Türkiye’yi şeyhler, dervişler, İsmail Kahraman’ları’ ülkesi yapmaya geçit
verecek miyiz? (Topluca “hayır” sesleri). Vermeyeceğiz, Deniz’ler gibi
kararlıyız ve mücadelemizi ve tekrar söz veriyoruz. Tekrar söz veriyoruz
Deniz’e, Yusuf’a, Hüseyin’e Hasan Yalçın’lara söz veriyoruz, mücadelemiz
başarıya ulaşıncaya dek devam edecektir”.
Türkiye
Liseliler Birliği Ankara İl Başkanı Yusuf Emre Doğan adlı öğrenci şunları
söyledi:
“-Bu
gün 44 yıl önce tam bağımsız Türkiye için, bu vatanın geleceği için canlarını
çekinmeden feda eden Deniz Gezmiş, Yusuf Aslan ve Hüseyin İnan’a yeniden söz
vermek için toplandık. Yalnız toplanmadık, Türkiye’nin aydınlık geleceğini
kurma iradesini paylaşacağız. Deniz’ler ateşten günlerle mücadele ettiler. Bu
gün yine ateşten günler yaşıyoruz. Bölücülük pervasızca ağabeyimiz, kardeşimiz,
Mehmetçiklerimize, polislerimize ve yurttaşlarımıza saldırıyor. Emperyalizm
yurdumuzu bombalarla dizayn etmeye çalışıyor. Ülkemiz her geçen gün şeyhler,
dervişler, sapıklar ve tecavüzcüler ülkesi haline getirilmek isteniyor. 13
yaşındaki Belin’lermiz sınavlarda kötü puan aldığı için, canlarına kıydığı bir
iklim yarattılar.
Eğitim
sisteminin gericileştiği, arkadaşlığı milletimizle paylamayı yok ettiği, sade
milli bir eğitim sistemi yaratmaya çalışıyorlar. Bunlar yetmezmiş gibi şimdi de
Atatürk’ü tarih dersi kitaplarından kaldırmak için kolları sıvadılar. İşte tam
da bu günleri yaşadığımız şu günlerde aynı kararlılıkla bölücülere, gericilere
karşı Deniz olmaktır, Yusuf olmaktır, Hüseyin olmaktır. Atatürk’ü daha fazla tanımaktır. Türk
milletinin alınmadığı o ders kitabında taslaklarını çiğnemektir. Bu gün
Deniz’lerin bayrağını taşıyan bizler, onlarla aynı Türkiye’nin özlemini
taşıyoruz. Deniz’le dün nasıl Mustafa Kemal yürüyüşünü gerçekleştirdilerse, bu
gün biz de “Mustafa Kemal askerleriyiz”
diye haykırıyoruz. Deniz’ler nasıl 6. Filoyu denize döktülerse bu gün biz de
gördüğümüz yerde bölücü terörün en büyük destekçisi olan ABD nin askerlerinin
başına çuval geçiriyoruz.
(“Kahrolsun Amerika işbirlikçi
PKK” sloganları atılıyor) 44 yıldır bu karalılık içindeler. Çünkü bu kararlılık Türk Milleti’nin
kararlılığıdır; Türkiye’yi yeniden aydınlığa kavuşturma kararlılığıdır;
Cumhuriyet evriminin kararlılığıdır. Deniz, Yusuf, Hüseyin hepsi birer yürek
ateşçisidirler. Bu işten çıkan kıvılcımlar bile o ateşi yakar. Ölüme giderken
dahi umudunu kaybetmemişlerin kararlılığıdır. Bu gün de ümitsizliğe yer yoktur.
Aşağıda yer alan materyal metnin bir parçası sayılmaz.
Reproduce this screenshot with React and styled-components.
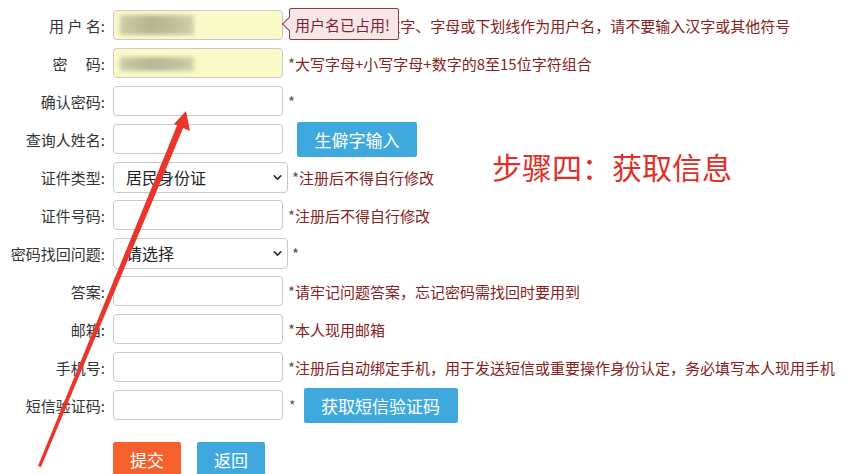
import styled, { createGlobalStyle } from "styled-components";
import { ChevronDown } from "lucide-react";

const GlobalStyle = createGlobalStyle`
  html, body {
    margin: 0;
    padding: 0;
    background: #fff;
  }
  body {
    font-family: "Noto Sans CJK SC", "Noto Sans", sans-serif;
  }
`;

const Page = styled.div`
  position: relative;
  width: 845px;
  height: 474px;
  overflow: hidden;
  padding-top: 10px;
  box-sizing: border-box;
`;

const Form = styled.form`
  display: flex;
  flex-direction: column;
  gap: 8px;
`;

const Row = styled.div`
  display: flex;
  align-items: center;
  height: 30px;
`;

const Label = styled.label`
  width: 105px;
  margin-right: 8px;
  text-align: right;
  font-size: 15px;
  color: #333;
  white-space: pre;
  flex-shrink: 0;
`;

const Field = styled.div`
  position: relative;
  flex-shrink: 0;
`;

const Input = styled.input`
  display: block;
  width: 170px;
  height: 30px;
  box-sizing: border-box;
  border: 1px solid #c9c9c9;
  border-radius: 4px;
  background: ${(p) => (p.$filled ? "#fbfbc9" : "#fff")};
  outline: none;
`;

// blurred (masked) value in the filled-in fields
const Smudge = styled.span`
  position: absolute;
  left: 7px;
  top: ${(p) => p.$top}px;
  width: 74px;
  height: ${(p) => p.$h}px;
  background: linear-gradient(90deg, #c4c4a2 0%, #a9a98a 40%, #b3b394 70%, #c9c9a8 100%);
  filter: blur(2px);
  opacity: 0.85;
`;

const Select = styled.select`
  display: block;
  width: 175px;
  height: 31px;
  box-sizing: border-box;
  border: 1px solid #c9c9c9;
  border-radius: 4px;
  background: #fff;
  appearance: none;
  padding: 0 0 0 12px;
  font-family: inherit;
  font-size: 16px;
  color: #222;
  outline: none;
`;

const Chevron = styled(ChevronDown)`
  position: absolute;
  right: 4px;
  top: 9px;
  pointer-events: none;
`;

const Hint = styled.span`
  margin-left: ${(p) => p.$gap ?? 5}px;
  font-size: 15px;
  color: #842222;
  white-space: nowrap;

  b {
    font-weight: normal;
    color: #555;
  }
`;

const Star = styled.span`
  margin-left: 6px;
  font-size: 14px;
  color: #555;
`;

const BlueButton = styled.button`
  margin-left: ${(p) => p.$gap}px;
  width: ${(p) => p.$w}px;
  height: 35px;
  border: none;
  border-radius: 2px;
  background: #3fa9dd;
  color: #fff;
  font-family: inherit;
  font-size: 17px;
  flex-shrink: 0;
`;

const Actions = styled.div`
  display: flex;
  gap: 16px;
  margin: 22px 0 0 113px;
`;

const ActionButton = styled.button`
  width: 68px;
  height: 34px;
  border: none;
  border-radius: 2px;
  background: ${(p) => (p.$primary ? "#f5612c" : "#3fa9dd")};
  color: #fff;
  font-family: inherit;
  font-size: 17px;
`;

const Tooltip = styled.div`
  position: absolute;
  left: 176px;
  top: -2px;
  width: 110px;
  height: 32px;
  padding-left: 5px;
  display: flex;
  align-items: center;
  box-sizing: border-box;
  background: #f7e6e8;
  border: 1px solid #8a3a48;
  border-radius: 2px;
  color: #7d1f2c;
  font-size: 15px;
  white-space: nowrap;

  &::before {
    content: "";
    position: absolute;
    left: -6px;
    top: 10px;
    width: 9px;
    height: 9px;
    background: #f7e6e8;
    border-left: 1px solid #8a3a48;
    border-bottom: 1px solid #8a3a48;
    transform: rotate(45deg);
  }
`;

const StepTitle = styled.div`
  position: absolute;
  left: 492px;
  top: 144px;
  font-size: 30px;
  color: #df2f28;
  white-space: nowrap;
`;

const Annotation = styled.svg`
  position: absolute;
  left: 0;
  top: 0;
  pointer-events: none;
`;

function TextRow({ label, hint, filled, smudge, children }) {
  return (
    <Row>
      <Label>{label}</Label>
      <Field>
        <Input $filled={filled} />
        {smudge && <Smudge $top={smudge[0]} $h={smudge[1]} />}
        {children}
      </Field>
      {hint !== undefined && (
        <Hint>
          <b>*</b>
          {hint}
        </Hint>
      )}
    </Row>
  );
}

function SelectRow({ label, value, hint }) {
  return (
    <Row>
      <Label>{label}</Label>
      <Field>
        <Select defaultValue={value}>
          <option>{value}</option>
        </Select>
        <Chevron size={13} strokeWidth={3} color="#333" />
      </Field>
      <Hint $gap={4}>
        <b>*</b>
        {hint}
      </Hint>
    </Row>
  );
}

export default function App() {
  return (
    <>
      <GlobalStyle />
      <Page>
        <Form onSubmit={(e) => e.preventDefault()}>
          <TextRow
            label="用 户 名:"
            filled
            smudge={[5, 20]}
            hint="请使用6-20位数字、字母或下划线作为用户名，请不要输入汉字或其他符号"
          >
            <Tooltip>用户名已占用!</Tooltip>
          </TextRow>
          <TextRow
            label={"密\u3000 码:"}
            filled
            smudge={[9, 14]}
            hint="大写字母+小写字母+数字的8至15位字符组合"
          />
          <TextRow label="确认密码:" hint="" />
          <Row>
            <Label>查询人姓名:</Label>
            <Field>
              <Input />
            </Field>
            <BlueButton type="button" $gap={14} $w={120}>
              生僻字输入
            </BlueButton>
          </Row>
          <SelectRow label="证件类型:" value="居民身份证" hint="注册后不得自行修改" />
          <TextRow label="证件号码:" hint="注册后不得自行修改" />
          <SelectRow label="密码找回问题:" value="请选择" hint="" />
          <TextRow label="答案:" hint="请牢记问题答案，忘记密码需找回时要用到" />
          <TextRow label="邮箱:" hint="本人现用邮箱" />
          <TextRow
            label="手机号:"
            hint="注册后自动绑定手机，用于发送短信或重要操作身份认定，务必填写本人现用手机"
          />
          <Row>
            <Label>短信验证码:</Label>
            <Field>
              <Input />
            </Field>
            <Star>*</Star>
            <BlueButton type="button" $gap={8} $w={154}>
              获取短信验证码
            </BlueButton>
          </Row>
        </Form>
        <Actions>
          <ActionButton type="submit" $primary>
            提交
          </ActionButton>
          <ActionButton type="button">返回</ActionButton>
        </Actions>

        <StepTitle>步骤四：获取信息</StepTitle>

        <Annotation width="845" height="474" viewBox="0 0 845 474">
          <polygon points="38,466 41,467 184,126 178,123" fill="#e8362c" />
          <polygon points="186,111 190,131 174,124" fill="#e8362c" />
        </Annotation>
      </Page>
    </>
  );
}
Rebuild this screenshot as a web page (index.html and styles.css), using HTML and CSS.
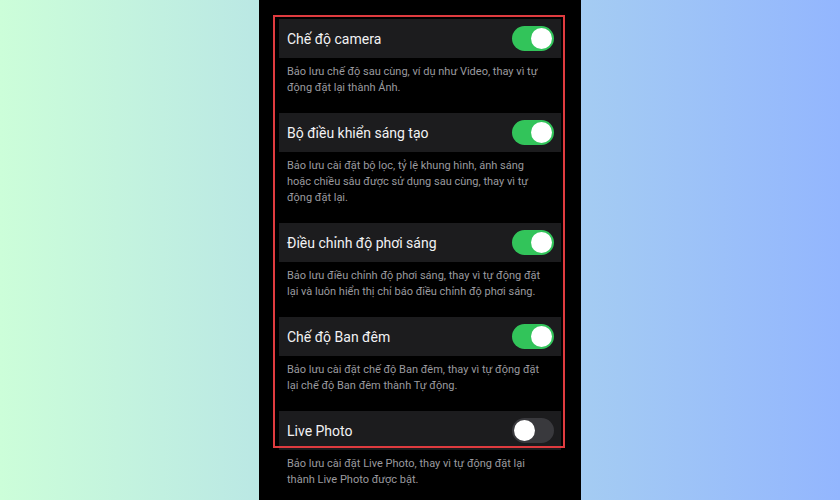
FILE: index.html
```html
<!DOCTYPE html>
<html lang="vi">
<head>
<meta charset="utf-8">
<title>Giữ cài đặt Camera</title>
<link rel="stylesheet" href="styles.css">
</head>
<body>
<div class="stage">
  <div class="phone">
    <div class="list">
      <div class="cell">
        <span class="title">Chế độ camera</span>
        <span class="switch on"><span class="knob"></span></span>
      </div>
      <p class="desc">Bảo lưu chế độ sau cùng, ví dụ như Video, thay vì tự động đặt lại thành Ảnh.</p>

      <div class="cell">
        <span class="title">Bộ điều khiển sáng tạo</span>
        <span class="switch on"><span class="knob"></span></span>
      </div>
      <p class="desc">Bảo lưu cài đặt bộ lọc, tỷ lệ khung hình, ánh sáng hoặc chiều sâu được sử dụng sau cùng, thay vì tự động đặt lại.</p>

      <div class="cell">
        <span class="title">Điều chỉnh độ phơi sáng</span>
        <span class="switch on"><span class="knob"></span></span>
      </div>
      <p class="desc">Bảo lưu điều chỉnh độ phơi sáng, thay vì tự động đặt lại và luôn hiển thị chỉ báo điều chỉnh độ phơi sáng.</p>

      <div class="cell">
        <span class="title">Chế độ Ban đêm</span>
        <span class="switch on"><span class="knob"></span></span>
      </div>
      <p class="desc">Bảo lưu cài đặt chế độ Ban đêm, thay vì tự động đặt lại chế độ Ban đêm thành Tự động.</p>

      <div class="cell">
        <span class="title">Live Photo</span>
        <span class="switch off"><span class="knob"></span></span>
      </div>
      <p class="desc">Bảo lưu cài đặt Live Photo, thay vì tự động đặt lại thành Live Photo được bật.</p>
    </div>
    <div class="highlight"></div>
  </div>
</div>
</body>
</html>
```
FILE: styles.css
```css
html, body {
  margin: 0;
  padding: 0;
  height: 100%;
}
body {
  background: linear-gradient(to right, #ccfed9, #93b6fe);
  font-family: Roboto, "Noto Sans", "Liberation Sans", sans-serif;
  overflow: hidden;
}
.stage {
  display: flex;
  justify-content: center;
  height: 500px;
}
.phone {
  position: relative;
  width: 322px;
  height: 500px;
  background: #000;
  box-sizing: border-box;
  padding: 19px 20px 0 20px;
}
.list {
  display: flex;
  flex-direction: column;
}
.cell {
  height: 39px;
  background: #1c1c1e;
  display: flex;
  align-items: center;
  justify-content: space-between;
  padding: 0 7px 0 8px;
}
.title {
  color: #f2f2f4;
  font-size: 14px;
}
.desc {
  margin: 0;
  padding: 6px 16px 17px 8px;
  color: #9a9a9f;
  font-size: 11px;
  line-height: 16px;
}
.switch {
  width: 42px;
  height: 25px;
  border-radius: 13px;
  display: flex;
  align-items: center;
  padding: 0 2px;
  box-sizing: border-box;
}
.switch.on {
  background: #32c45a;
  justify-content: flex-end;
}
.switch.off {
  background: #39393d;
  justify-content: flex-start;
}
.knob {
  width: 21px;
  height: 21px;
  border-radius: 50%;
  background: #fff;
}
.highlight {
  position: absolute;
  left: 14px;
  top: 15px;
  width: 292px;
  height: 433px;
  box-sizing: border-box;
  border: 2.5px solid #df3b3f;
  pointer-events: none;
}
```
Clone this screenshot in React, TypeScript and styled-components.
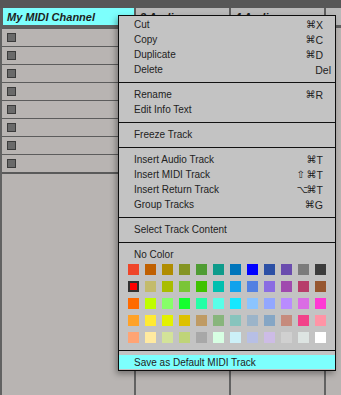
import React from "react";
import styled, { createGlobalStyle } from "styled-components";

const Global = createGlobalStyle`
  html, body {
    margin: 0;
    padding: 0;
    background: #b8b4b2;
  }
  * {
    box-sizing: border-box;
  }
`;

const Screen = styled.div`
  position: relative;
  width: 341px;
  height: 395px;
  overflow: hidden;
  display: flex;
  flex-direction: column;
  background: #b8b4b2;
  font-family: "Liberation Sans", Arial, sans-serif;
  color: #1e1e1e;
`;

const TopBar = styled.div`
  height: 8px;
  flex: none;
  background: #575757;
`;

const HeaderRow = styled.div`
  display: flex;
  gap: 2px;
  flex: none;
  height: 20px;
  padding-left: 3px;
  border-bottom: 3px solid #5e5e5e;
  background: #5e5e5e;
`;

const TrackHeader = styled.div<{ $selected?: boolean; $width: number }>`
  flex: none;
  width: ${({ $width }) => $width}px;
  height: 17px;
  padding-left: 4px;
  display: flex;
  align-items: center;
  font-size: 11px;
  font-weight: bold;
  font-style: italic;
  white-space: nowrap;
  overflow: hidden;
  background: ${({ $selected }) => ($selected ? "#7dfffd" : "#b9b9b9")};
`;

const Tracks = styled.div`
  flex: 1;
  display: flex;
`;

const TrackColumn = styled.div<{ $width: number }>`
  flex: none;
  width: ${({ $width }) => $width}px;
  border-left: 2px solid #626262;
  display: flex;
  flex-direction: column;
`;

const Slot = styled.div`
  height: 18px;
  border-top: 1px solid #5c5c5c;
  padding: 4px 0 0 5px;
`;

const StopBox = styled.div`
  width: 9px;
  height: 9px;
  background: #6a6a6a;
  border: 1px solid #3b3b3b;
`;

const SlotEnd = styled.div`
  height: 2px;
  background: #5a5a5a;
`;

const ContextMenu = styled.div`
  position: absolute;
  left: 118px;
  top: 15px;
  width: 218px;
  height: 356px;
  background: #c3c3c3;
  border: 1px solid #0d0d0d;
  box-shadow: -2px 3px 6px rgba(0, 0, 0, 0.35);
  font-size: 10px;
  color: #222;
  display: flex;
  flex-direction: column;
`;

const Section = styled.div<{ $top?: number; $bottom?: number }>`
  padding-top: ${({ $top = 4 }) => $top}px;
  padding-bottom: ${({ $bottom = 5 }) => $bottom}px;
  border-bottom: 1px solid #111;

  &:last-child {
    border-bottom: none;
  }
`;

const Item = styled.div<{ $highlight?: boolean; $keyRight?: number }>`
  height: ${({ $highlight }) => ($highlight ? 14 : 15)}px;
  display: flex;
  align-items: center;
  justify-content: space-between;
  padding-left: 15px;
  padding-right: ${({ $keyRight = 12 }) => $keyRight}px;
  background: ${({ $highlight }) => ($highlight ? "#7dfffd" : "transparent")};
  white-space: nowrap;
`;

const Shortcut = styled.span`
  display: flex;
  align-items: center;
  gap: 2px;
  font-size: 10.5px;
`;

const Modifier = styled.span`
  font-family: "DejaVu Sans", sans-serif;
  font-size: 10px;
  width: 8px;
  text-align: center;
  color: #1a1a1a;
`;

const Swatches = styled.div`
  display: grid;
  grid-template-columns: repeat(12, 11px);
  grid-auto-rows: 11px;
  gap: 6px;
  padding: 2px 0 0 9px;
`;

const Swatch = styled.div<{ $color: string; $selected?: boolean }>`
  background: ${({ $color }) => $color};
  box-shadow: ${({ $selected }) =>
    $selected ? "inset 0 0 0 2px #303030" : "none"};
`;

const palette = [
  ["#ef4528", "#c06000", "#b08d00", "#849423", "#4f9c33", "#0e9b8b", "#0075bb", "#0000ff", "#2c50a5", "#6a4cae", "#7c7c7c", "#3c3c3c"],
  ["#ff0000", "#c3bb6b", "#a9bd00", "#7ac537", "#3fc200", "#00bfaf", "#10a2ec", "#5380e2", "#8a6ce2", "#a04aae", "#b73d6a", "#96562f"],
  ["#ff6a00", "#bffe00", "#86ff69", "#14ff2e", "#24ffa6", "#5afee8", "#16e8ff", "#8bc4ff", "#92a7ff", "#b98cff", "#da6ce4", "#ff38d4"],
  ["#ffa227", "#ffea32", "#e3f100", "#ddc100", "#bf9b64", "#88b57c", "#87c4bd", "#9bb4c9", "#85a6c5", "#c68b7d", "#f2428a", "#ff94a6"],
  ["#ffa474", "#ffeaa0", "#d3e399", "#bfd478", "#a8a8a8", "#d7ffe3", "#ccf0f8", "#b7bfe5", "#cdbce6", "#d0d0d0", "#dde4e2", "#ffffff"],
];

type MenuEntry = {
  label: string;
  mods?: string[];
  key?: string;
  keyRight?: number;
};

const sections: MenuEntry[][] = [
  [
    { label: "Cut", mods: ["⌘"], key: "X" },
    { label: "Copy", mods: ["⌘"], key: "C" },
    { label: "Duplicate", mods: ["⌘"], key: "D" },
    { label: "Delete", key: "Del", keyRight: 4 },
  ],
  [{ label: "Rename", mods: ["⌘"], key: "R" }, { label: "Edit Info Text" }],
  [{ label: "Freeze Track" }],
  [
    { label: "Insert Audio Track", mods: ["⌘"], key: "T" },
    { label: "Insert MIDI Track", mods: ["⇧", "⌘"], key: "T" },
    { label: "Insert Return Track", mods: ["⌥", "⌘"], key: "T" },
    { label: "Group Tracks", mods: ["⌘"], key: "G" },
  ],
  [{ label: "Select Track Content" }],
];

const headers = [
  { name: "My MIDI Channel", width: 131, selected: true },
  { name: "3 Audio", width: 93 },
  { name: "4 Audio", width: 93 },
  { name: "", width: 40 },
];

const columnWidths = [134, 95, 95, 40];

export default function App() {
  return (
    <>
      <Global />
      <Screen>
        <TopBar />
        <HeaderRow>
          {headers.map((h, i) => (
            <TrackHeader key={i} $width={h.width} $selected={h.selected}>
              {h.name}
            </TrackHeader>
          ))}
        </HeaderRow>
        <Tracks>
          {columnWidths.map((w, i) => (
            <TrackColumn key={i} $width={w}>
              {i === 0 && (
                <>
                  {Array.from({ length: 8 }).map((_, r) => (
                    <Slot key={r}>
                      <StopBox />
                    </Slot>
                  ))}
                  <SlotEnd />
                </>
              )}
            </TrackColumn>
          ))}
        </Tracks>

        <ContextMenu>
          {sections.map((items, s) => (
            <Section key={s} $top={s === 0 ? 1 : 4}>
              {items.map((it) => (
                <Item key={it.label} $keyRight={it.keyRight}>
                  <span>{it.label}</span>
                  {it.key && (
                    <Shortcut>
                      {it.mods?.map((m) => (
                        <Modifier key={m}>{m}</Modifier>
                      ))}
                      <span>{it.key}</span>
                    </Shortcut>
                  )}
                </Item>
              ))}
            </Section>
          ))}
          <Section $bottom={7}>
            <Item>No Color</Item>
            <Swatches>
              {palette.flatMap((row, r) =>
                row.map((c, k) => (
                  <Swatch
                    key={`${r}-${k}`}
                    $color={c}
                    $selected={r === 1 && k === 0}
                  />
                ))
              )}
            </Swatches>
          </Section>
          <Section $top={4} $bottom={0}>
            <Item $highlight>Save as Default MIDI Track</Item>
          </Section>
        </ContextMenu>
      </Screen>
    </>
  );
}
TLB, TGB varsa umut da var.
Bu
gün Deniz’lere yapılacak en büyük haksızlık karamsarlık ve umutsuzluktur. Yas
tutmuyoruz. Deniz ölüme giderken dahi umudunu kaybetmemiştir. Tekrarsöylüyoruz,
bu gün de karamsarlığa yer yok. TLB, TGB varsa umut da vardır. Türk milleti
henüz son sözünü söylemedi, bütün tersaneler zapt edilmedi, bu günü vatan
mücadelesini zafere ulaştırmak, Türkiye’yi yeniden aydınlatmak için bizler de
Atatürk gibi söylüyoruz, Gençliğin bize verdiği vazifeyi uygulamak için
varlığımız ve geleceğimiz için 19 Mayıs destanınız olacağız.
Şişli’den
Kurtuluş Savaşı’nı planladığı evden Dolmahçe’ye denize varacağız, Deniz, Yusuf,
Hüseyin o gün bizlerle yürüyecek. Birinci vazife yürüyüşümüzde kıymetlerimizi
onlarla taşıyacağız. Büyüklerimize söz veriyoruz, uğurunda can verdiğiniz vatan
mücadelesini zafere ulaştıracağız. Tam bağımsız Türkiye’yi yeniden ayağa
kaldıracağız”.
TGB ile TLB nin ortaklaşa düzenledikleri
anma günü, konuşmalar ve sloganlardan sonra olgun bir hava içinde sona erdi.